Если обратиться теперь к вопросу о том, что дает синергетика юристам, то, прежде всего, надо указать на определенное методологическое раскрепощение юриспруденции, возможность обновления и обогащения фондов юридических знаний за счет как рационального познания, авторитет которого остается все еще прочным, так и форм дорационального и внерационального сознания. Например, исследования в области интуиции, «интуитивного права» (Л. И. Петражицкий, М. А. Рейснер и др.) встретили в свое время холодный прием и непонимание в юридической среде, хотя и тогда многие, включая советского наркома просвещения А. В. Луначарского, находили, что в данных исследованиях «что-то есть».

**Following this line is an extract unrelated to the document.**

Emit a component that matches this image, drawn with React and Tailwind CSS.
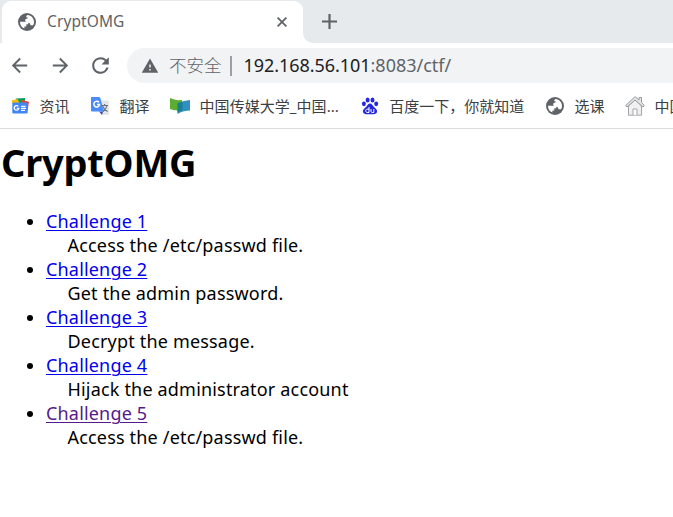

Синергетика придает уверенность поискам правовых основ и элементов в жизненных сферах, не находящихся в прямом ведении разума, скажем в сфере бессознательного. О значении последнего в праве, правовом регулировании, правовом поведении мы строим догадки, но мало что знаем. Под воздействием синергетической парадигмы, выполняющей интегративные функции в отношении естественно-научного и социогуманитарного знания, может позитивно измениться статус юриспру-
денции в научной сфере; она увидит в себе настоящую полноценную науку, избавленную от вечного подражания математике, физике и даже экономике, потому что «новый закон природы» мыслится как изоморфный элемент, присущий всем разновидностям знаний, от математических до юридических. Исчезнет различие между «старшими» и «младшими», «ведущими» и «ведомыми» науками, междисциплинарное общение станет свободным. Наконец, есть надежда (но не более того!), что синергетика поможет праву избавиться от старых и злейших его недостатков — субъективизма и волюнтаризма. Принципиальное отличие синергетического подхода от богдановской тектоники, общей теории систем, кибернетики состоит в том, что здесь наука как бы отказывается в дальнейшем санкционировать веру юристов в единственно правильное юридическое решение, их претензии на право вторгаться в общественную жизнь всякий раз, когда это покажется им целесообразным или сулящим некую пользу.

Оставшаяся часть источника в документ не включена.